§ Aim of the task
Skip the pictures and repeat each line of the data exactly.
··········
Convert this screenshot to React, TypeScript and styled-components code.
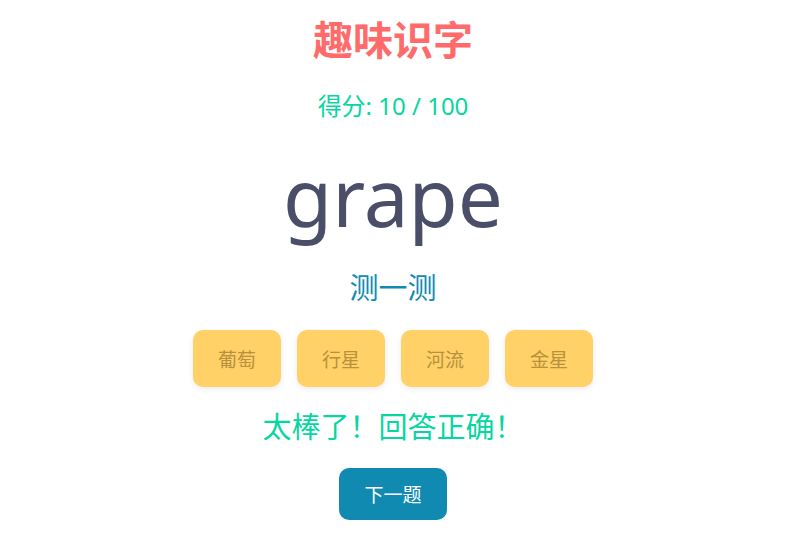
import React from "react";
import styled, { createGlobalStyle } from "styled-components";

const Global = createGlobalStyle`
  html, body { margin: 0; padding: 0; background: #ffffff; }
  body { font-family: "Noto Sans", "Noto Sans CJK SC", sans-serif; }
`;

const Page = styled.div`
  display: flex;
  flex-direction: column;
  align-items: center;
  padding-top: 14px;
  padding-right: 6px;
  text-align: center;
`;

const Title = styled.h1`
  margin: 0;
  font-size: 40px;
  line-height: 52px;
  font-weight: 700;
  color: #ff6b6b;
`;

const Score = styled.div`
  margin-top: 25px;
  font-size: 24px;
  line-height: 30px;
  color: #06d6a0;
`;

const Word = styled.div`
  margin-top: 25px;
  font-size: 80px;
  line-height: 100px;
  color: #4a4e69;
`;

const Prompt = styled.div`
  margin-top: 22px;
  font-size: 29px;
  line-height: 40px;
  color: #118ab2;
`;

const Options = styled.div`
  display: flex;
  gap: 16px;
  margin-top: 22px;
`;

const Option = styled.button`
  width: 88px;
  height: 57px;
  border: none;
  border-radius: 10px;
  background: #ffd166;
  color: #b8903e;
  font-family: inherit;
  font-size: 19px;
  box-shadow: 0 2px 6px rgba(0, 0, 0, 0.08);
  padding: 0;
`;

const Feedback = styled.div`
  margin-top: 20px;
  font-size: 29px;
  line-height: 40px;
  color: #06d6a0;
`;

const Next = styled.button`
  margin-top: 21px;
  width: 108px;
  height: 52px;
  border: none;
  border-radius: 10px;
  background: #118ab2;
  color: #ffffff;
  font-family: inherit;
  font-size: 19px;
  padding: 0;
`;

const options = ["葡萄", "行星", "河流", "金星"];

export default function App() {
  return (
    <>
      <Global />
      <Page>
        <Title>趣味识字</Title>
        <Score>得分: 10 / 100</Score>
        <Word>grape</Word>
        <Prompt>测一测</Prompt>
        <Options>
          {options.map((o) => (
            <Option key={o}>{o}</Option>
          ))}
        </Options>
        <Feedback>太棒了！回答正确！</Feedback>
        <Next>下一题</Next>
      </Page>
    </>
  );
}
··········
§ Exercise solution
Convert this screenshot to React, TypeScript and styled-components code.
import React from "react";
import styled, { createGlobalStyle } from "styled-components";

const Global = createGlobalStyle`
  html, body { margin: 0; padding: 0; background: #ffffff; }
  body { font-family: "Noto Sans", "Noto Sans CJK SC", sans-serif; }
`;

const Page = styled.div`
  display: flex;
  flex-direction: column;
  align-items: center;
  padding-top: 14px;
  padding-right: 6px;
  text-align: center;
`;

const Title = styled.h1`
  margin: 0;
  font-size: 40px;
  line-height: 52px;
  font-weight: 700;
  color: #ff6b6b;
`;

const Score = styled.div`
  margin-top: 25px;
  font-size: 24px;
  line-height: 30px;
  color: #06d6a0;
`;

const Word = styled.div`
  margin-top: 25px;
  font-size: 80px;
  line-height: 100px;
  color: #4a4e69;
`;

const Prompt = styled.div`
  margin-top: 22px;
  font-size: 29px;
  line-height: 40px;
  color: #118ab2;
`;

const Options = styled.div`
  display: flex;
  gap: 16px;
  margin-top: 22px;
`;

const Option = styled.button`
  width: 88px;
  height: 57px;
  border: none;
  border-radius: 10px;
  background: #ffd166;
  color: #b8903e;
  font-family: inherit;
  font-size: 19px;
  box-shadow: 0 2px 6px rgba(0, 0, 0, 0.08);
  padding: 0;
`;

const Feedback = styled.div`
  margin-top: 20px;
  font-size: 29px;
  line-height: 40px;
  color: #06d6a0;
`;

const Next = styled.button`
  margin-top: 21px;
  width: 108px;
  height: 52px;
  border: none;
  border-radius: 10px;
  background: #118ab2;
  color: #ffffff;
  font-family: inherit;
  font-size: 19px;
  padding: 0;
`;

const options = ["葡萄", "行星", "河流", "金星"];

export default function App() {
  return (
    <>
      <Global />
      <Page>
        <Title>趣味识字</Title>
        <Score>得分: 10 / 100</Score>
        <Word>grape</Word>
        <Prompt>测一测</Prompt>
        <Options>
          {options.map((o) => (
            <Option key={o}>{o}</Option>
          ))}
        </Options>
        <Feedback>太棒了！回答正确！</Feedback>
        <Next>下一题</Next>
      </Page>
    </>
  );
}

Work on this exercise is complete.